### Fun math puzzle: two mathematicians and a coin…

The king is very angry at his two best mathematicians, but rather than executing them immediately institutes the following process:

They are banished to opposite ends of the kingdom, kept under 24 hour guard. Every day  in both Westerville and Eastgate where the mathematicians are being kept one of the guards flips a coin and records the result. Each mathematician must then guess the result of the flip at the other end of the kingdom. A messenger is then dispatched from each location to the royal palace to share the results of the flip and their mathematician’s guess. As long as one of the two mathematicians guesses right, the lives of both mathematicians are spared until the next day. The first day that both mathematicians are wrong, they are both executed.

The king imagined this game would not last more than a week or so. The mathematicians, however, hatched a clever plan as they were being ushered out the door of the castle.

What do the mathematicians do to live as long a life as they can, and on average how long should the king have to wait to execute them?

— Max

1. Thomas Dawber-mandeno on

first thing that comes to mind is that one gussies tails and the other heads
obviously it not the wright answer but it’s a start

• Max Schireson on

That would work if they were both trying to guess the result of a single flip – but I wouldn’t have bothered to post that problem.

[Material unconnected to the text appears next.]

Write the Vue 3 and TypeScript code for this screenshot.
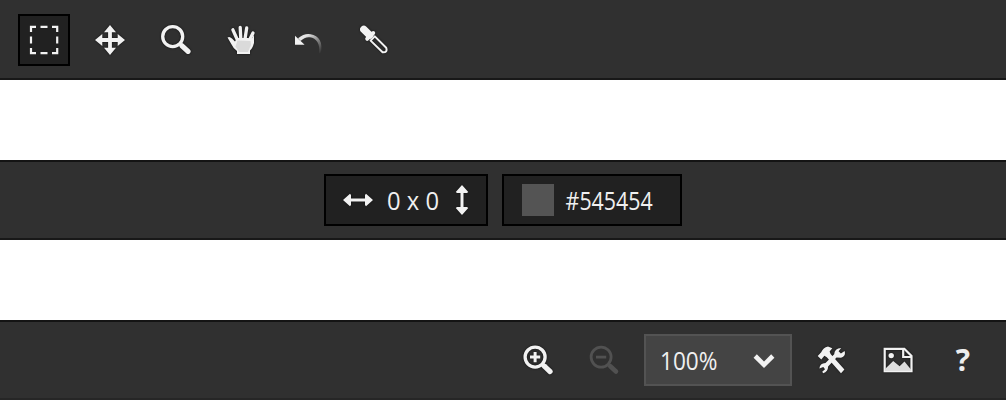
<script setup lang="ts">
import { ref } from 'vue'

const activeTool = ref('select')
const tools = ['select', 'move', 'zoom', 'hand', 'undo', 'picker']
const color = ref('#545454')
</script>

<template>
  <main class="page">
    <header class="bar">
      <button
        v-for="tool in tools"
        :key="tool"
        class="tool"
        :class="{ active: activeTool === tool }"
        @click="activeTool = tool"
      >
        <svg v-if="tool === 'select'" class="icon" viewBox="0 0 32 32">
          <path class="line" stroke-width="2.2" d="M3 8V2.8H8M12.5 2.8H19.5M24 2.8H29.2V8M29.2 12.5V19.5M29.2 24V29.2H24M19.5 29.2H12.5M8 29.2H3V24M3 19.5V12.5" />
        </svg>
        <svg v-else-if="tool === 'move'" class="icon outlined" viewBox="0 0 32 32">
          <path d="M16 1L22 8.3H17.9V14.1H23.7V10L31 16L23.7 22V17.9H17.9V23.7H22L16 31L10 23.7H14.1V17.9H8.3V22L1 16L8.3 10V14.1H14.1V8.3H10Z" />
        </svg>
        <svg v-else-if="tool === 'zoom'" class="icon outlined" viewBox="0 0 32 32">
          <circle class="line" stroke-width="3.3" cx="12.7" cy="12.6" r="10" />
          <path class="line round" stroke-width="5.2" d="M22 21.8L28 27.4" />
        </svg>
        <svg v-else-if="tool === 'hand'" class="icon outlined" viewBox="0 0 32 32">
          <path class="line round" stroke-width="3.3" d="M11 15L6.9 5.8M14.8 15L14.2 3.4M19 15L20.7 4M23 17L27 9" />
          <path d="M1.5 13.6Q3.4 11.8 6 14.5L9 17.5L11 14H22L25.6 15L28 11L28 19Q26.5 24.5 24 26.5V30H11V27Q7.4 24.6 5.4 20.2Z" />
          <path fill="#dadada" d="M11.5 16.5L24.5 17L25 21L22 28H13L9.5 22.5Z" />
        </svg>
        <svg v-else-if="tool === 'undo'" class="icon" viewBox="0 0 32 32">
          <defs>
            <linearGradient id="undo-fade" gradientUnits="userSpaceOnUse" x1="15" y1="11" x2="29" y2="29">
              <stop offset="0" stop-color="#e5e5e5" />
              <stop offset=".5" stop-color="#808080" />
              <stop offset="1" stop-color="#303030" />
            </linearGradient>
          </defs>
          <path fill="url(#undo-fade)" d="M6 14.3Q12 9.3 18.5 10.2C27 11.2 31.5 19 28.6 29.5L27 29C28.5 20 24.3 14.3 18 13.3Q13 12.6 8.5 17Z" />
          <path d="M3 11.8L12.6 20.8H3Z" />
        </svg>
        <svg v-else class="icon outlined" viewBox="0 0 32 32">
          <path class="line round" stroke-width="7.4" d="M5.8 5.4L11.6 11.2" />
          <path class="line round" stroke-width="4" d="M9.2 14.8L15.2 9" />
          <path class="line" stroke-width="2" stroke-linejoin="round" d="M12.6 16.6L16.8 12.4L28.2 23.8Q29.8 28.7 24.6 28.2Z" />
        </svg>
      </button>
    </header>

    <section class="bar center">
      <div class="panel size">
        <svg class="icon outlined" viewBox="0 0 32 32">
          <path d="M1 16L8 9.8L9 11V14.5H23V11L24 9.8L31 16L24 22.2L23 21V17.5H9V21L8 22.2Z" />
        </svg>
        <svg class="label dims" viewBox="0 0 52 32"><text x="0" y="26.3" textLength="52" lengthAdjust="spacingAndGlyphs">0 x 0</text></svg>
        <svg class="icon outlined upright" viewBox="0 0 32 32">
          <path d="M1 16L8 9.8L9 11V14.5H23V11L24 9.8L31 16L24 22.2L23 21V17.5H9V21L8 22.2Z" />
        </svg>
      </div>
      <div class="panel color">
        <span class="swatch" :style="{ background: color }"></span>
        <svg class="label hex" viewBox="0 0 88 32"><text x="0.6" y="26.3" textLength="87" lengthAdjust="spacingAndGlyphs">{{ color }}</text></svg>
      </div>
    </section>

    <footer class="bar end">
      <button class="tool">
        <svg class="icon outlined" viewBox="0 0 32 32">
          <circle class="line" stroke-width="3.3" cx="13.1" cy="13.1" r="10" />
          <path class="line round" stroke-width="5.2" d="M22.3 22.2L28 27.5" />
          <path class="line" stroke-width="3" d="M8 13.1H18.2M13.1 8V18.2" />
        </svg>
      </button>
      <button class="tool disabled">
        <svg class="icon" viewBox="0 0 32 32">
          <circle class="line" stroke-width="2.8" cx="13.1" cy="13.1" r="10" />
          <path class="line round" stroke-width="4.6" d="M22.3 22.2L28 27.5" />
          <path class="line" stroke-width="2.8" d="M8 13.1H18.2" />
        </svg>
      </button>
      <div class="zoom-select">
        <svg class="label percent" viewBox="0 0 58 32"><text x="0" y="26.3" textLength="57.5" lengthAdjust="spacingAndGlyphs">100%</text></svg>
        <svg class="chevron" viewBox="0 0 22 16"><path class="line" stroke-width="4.6" d="M2.2 3L11 11.8L19.8 3" /></svg>
      </div>
      <button class="tool">
        <svg class="icon outlined" viewBox="0 0 32 32">
          <path d="M1.7 12L5.2 8.2Q7 3.6 12 2.4L16.3 4.2L13.6 7.4L14.6 10L28.4 25.6L25 29.2L10.8 13.3L8.4 11.8L5.3 15.4Z" />
          <path d="M25.2 4L22.6 7.2L24.9 9.6L28.6 7Q30.2 12 25 13.8L20.5 13.6L12.1 22.4Q12.2 27.8 7.2 29.2L6.2 27.8L9 25.2L7.3 22.9L3.4 24.4Q3.7 19.4 9.5 19L18.2 10.2Q18.4 4.6 25.2 4Z" />
        </svg>
      </button>
      <button class="tool">
        <svg class="icon outlined" viewBox="0 0 32 32">
          <path class="line" stroke-width="2.2" d="M2.7 4.8H22.3L29.5 12V27.2H2.7Z" />
          <path class="line" stroke-width="2.2" d="M21.2 4.8V13H29.5" />
          <circle cx="9.2" cy="11.6" r="2.7" />
          <path fill="#dedede" d="M3 25L11.2 17L17.6 22.3L22.5 17.4L29 25.4V27H3Z" />
        </svg>
      </button>
      <button class="tool help">?</button>
    </footer>
  </main>
</template>

<style scoped>
.page {
  display: flex;
  flex-direction: column;
  gap: 80px;
  width: 1006px;
  height: 400px;
  background: #fff;
  font-family: "Open Sans", "Noto Sans", sans-serif;
}
.bar {
  display: flex;
  align-items: center;
  gap: 14px;
  height: 80px;
  flex: none;
  box-sizing: border-box;
  padding: 0 18px;
  background: #303030;
  border-bottom: 2px solid #181818;
  padding-top: 2px;
}
.bar.center { justify-content: center; border-top: 2px solid #141414; padding-top: 0; }
.bar.end { justify-content: flex-end; border-top: 2px solid #141414; border-bottom: 2px solid #262626; padding: 0 16px 0 0; }
.tool {
  display: flex;
  align-items: center;
  justify-content: center;
  width: 52px;
  height: 52px;
  flex: none;
  box-sizing: border-box;
  padding: 0;
  border: 2px solid transparent;
  background: transparent;
  font-family: inherit;
}
.tool.active { background: #212121; border-color: #000; }
.icon { display: block; width: 32px; height: 32px; flex: none; fill: #f2f2f2; color: #f2f2f2; overflow: visible; }
.outlined { filter: drop-shadow(0 0 1px #111); }
.line { fill: none; stroke: currentColor; }
.round { stroke-linecap: round; }
.disabled .icon { color: #515151; }
.panel {
  display: flex;
  align-items: center;
  height: 52px;
  box-sizing: border-box;
  border: 2px solid #000;
  background: #212121;
}
.size { width: 164px; padding-left: 16px; }
.color { width: 180px; padding-left: 18px; }
.upright { transform: rotate(90deg); margin-left: 7px; }
.swatch { width: 32px; height: 32px; }
.label { display: block; height: 32px; overflow: visible; fill: #f0f0f0; font-size: 25.5px; }
.dims { width: 52px; margin-left: 13px; }
.hex { width: 88px; margin-left: 11px; }
.percent { width: 58px; }
.zoom-select {
  display: flex;
  align-items: center;
  justify-content: space-between;
  box-sizing: border-box;
  width: 148px;
  height: 52px;
  padding: 0 15px 0 14px;
  border: 2px solid #535353;
  background: #444;
}
.chevron { width: 22px; height: 16px; color: #f2f2f2; margin-top: 2px; }
.help { color: #ededed; font-size: 30px; font-weight: 700; line-height: 32px; padding-right: 2px; }
</style>

<style>
body { margin: 0; overflow: hidden; }
</style>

On a reasonable track, keep working on it!

2. Max Schireson on

For full points, can you provide an explanation of why one is guaranteed to be correct?

• Audrey Tang on

OK. Let’s call the mathematicians X and Y and their guards A and B.

The mathematicians have agreed to set {X = A, Y = not(B)}

If A == B, then X == B and so the first mathematician guessed correctly.
If A == not(B), then Y == A and so the second mathematician guessed correctly.

Since a single coin flip only has two possible outcomes, the two cases above enumerates all possible situations.

3. Layke on

One guesses the same as his result, and one guesses the opposite of his result. Writing out all of the possible combinations of this shows that one man always guesses right, one always guesses wrong, and the king will never get to execute the mathematicians.

• Max Schireson on

Any simple way for us to believe that it works without having to write out all the possibilities?

— Max

4. kristi (@nerglish) on

simple explanation:

If the coin flips were the same, then the mathematician who guesses the same is correct.

If the coin flips are opposites, then the mathematician who guesses the opposite is correct.

• Max Schireson on

Very good.

5. Pooya on

Since each one has to guess the other one’s result, and each coin flip is independent of others, the chance of mathematicians being executed in any given day is 1/4, and there’s absolutely nothing they can do about it. Unless you didn’t describe the problem correctly.

• Max Schireson on

You are correct that each one has to guess the other’s result, and you are correct that the flips are independent of each other. But it doesn’t follow that the odds of them being executed on a given day are 1/4.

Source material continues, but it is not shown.